The Old Weird America: Harry Smith’s Anthology of American Folk Music (2007)
Regie: Rani Singh | 90 minuten | documentaire | Met: Harry Smith, Greil Marcus, Elvis Costello
Harry Smith: menig muziekliefhebber krijgt een gelukzalige glimlach op het gelaat bij het horen van deze naam. Smith wordt namelijk door velen gezien als hét voorbeeld van waar liefde voor muziek toe kan leiden. In 1952 bracht de toen 29-jarige kunstenaar een verzameling van 84 liedjes uit: liedjes uit zijn eigen gigantische verzameling van 78-toerenplaatjes. Een duidelijk criterium voor de verzameling was er niet, behalve dat de liedjes voor hem zelf opvallend en tegelijkertijd typerend waren voor wat hij zo waardeerde aan de Amerikaanse muziekcultuur. Totaal verschillende zangers en groepen hadden gemeenschappelijk dat hun liedjes gingen over het echte leven. Liefde, lust, dood, moord, geloof, passie: of de muziekstijl nou blues, country of folk was en of men nou blank of zwart was, Harry Smith vond het de moeite waard. Daarmee was hij misschien wel de eerste die de hokjesgeest van muziekstijlen en raciale afkomst doorbrak, en de muziek voor zichzelf liet spreken. In 1952, nog voor het ontstaan van de rock ’n roll, greep Smith terug op de klassiekers en traditionals uit de jaren 20 en 30. En met succes: de ‘Anthology’ veroorzaakte een ware opleving van de folkmuziek, en artiesten als Clarence Ashley en Dock Boggs beleefden een tweede jeugd. De invloed van Smiths ‘Anthology’ gaat echter veel verder, zo maakt ook deze documentaire duidelijk: rock ’n roll ontstond immers door de mix van blanke en zwarte muziek: country en blues. Een mix waaraan de ‘Anthology’ een niet te onderschatten bijdrage leverde.

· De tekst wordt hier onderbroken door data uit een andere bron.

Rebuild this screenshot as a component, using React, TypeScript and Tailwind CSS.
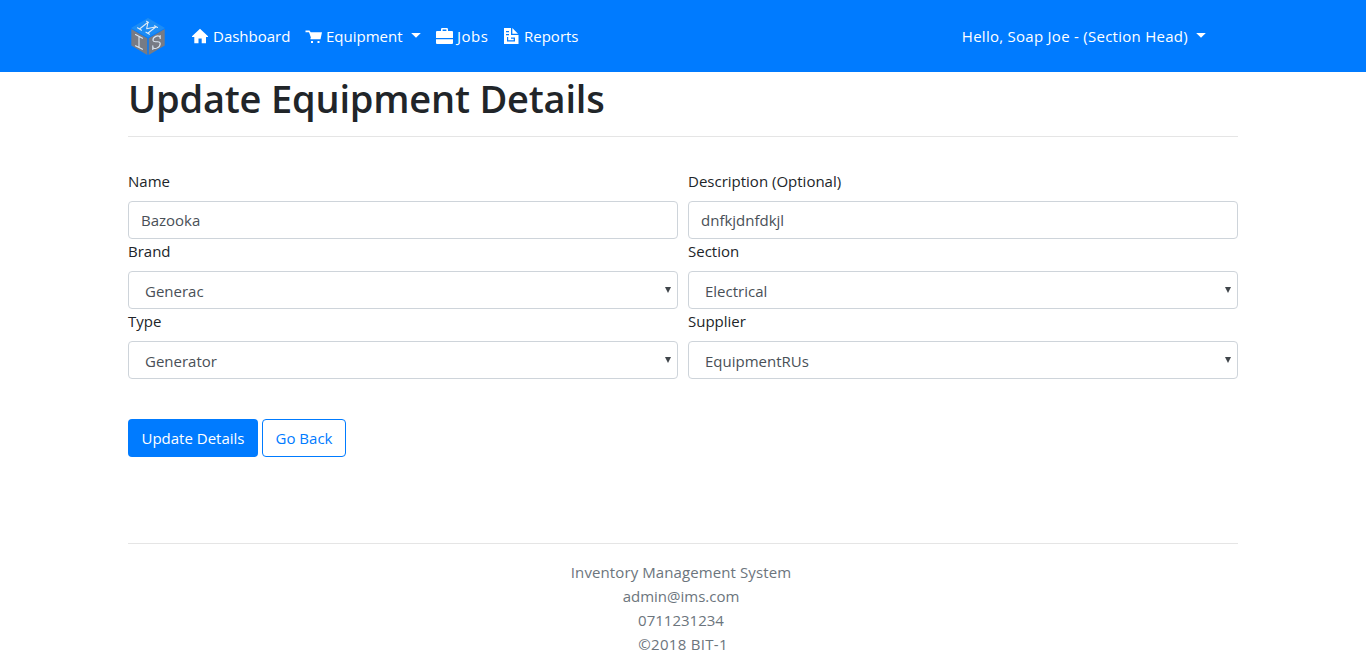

Die invloed blijkt ook uit de stoet van hedendaagse muziek die telkens weer teruggrijpt op de canon die de ‘Anthology’ geworden is. In ‘The Old Weird America’ zijn beelden te zien van een serie ‘tribute’ concerten die in 1997 werden georganiseerd voor de toen overigens al overleden Smith. Artiesten als Nick Cave, Elvis Costello en Beck, maar ook minder voor de hand liggende namen (Lou Reed, David Thomas, Sonic Youth), gaven hun vertolking van de oude ‘evergreens’: soms opvallend trouw aan het origineel, soms een totaal andere versie dan de zeventig jaar oude opnames. ‘The Old Weird America’ geeft een informatief beeld van het belang van Harry Smith en zijn ‘Anthology’. Mooi is dat er ook gehamerd wordt op Smiths veel bredere oriëntatie: hij was niet alleen muziekliefhebber, maar ook een kunstenaar die bijvoorbeeld al in de jaren 40 werkte met animaties. Minpuntje is dat eigenlijk geen enkel liedje van A tot Z te horen en te zien is, of het nou de oude opnames of de hedendaagse covers zijn. Fragmenten wisselen elkaar snel en niet altijd even subtiel af door de soms wat te rigoureuze montage.
De commentaren van muzikanten op Harry Smiths betekenis zijn meestal interessant genoeg om te vernemen. De soms wat al te gewichtige interpretaties van andere ‘experts’ (met name de vermaarde muziekjournalist Greil Marcus) komen wel wat pretentieus over, wat op een gegeven moment gaat irriteren. Houd op met kletsen, en laat nog eens wat muziek horen, denkt de muziekliefhebber dan… Je krijgt ook niet de indruk dat Smith zelf nou zo’n theoreticus was: hij was vooral een verwoed verzamelaar die dolgraag zijn passie wilde delen met wie het maar wilde horen. Het zijn kleine smetjes die duidelijk maken dat de makers van de documentaire vooral met het onderwerp begaan zijn, en minder met het medium film of documentaire. Wie een schitterend gemaakte documentaire verwacht, komt bedrogen uit. Wie graag meer wil weten over Harry Smith en het belang van zijn ‘Anthology’ voor de hedendaagse muziek, heeft aan ‘The Old Weird America’ een mooi startpunt om een duik te nemen in de wereld van de Amerikaanse muziek.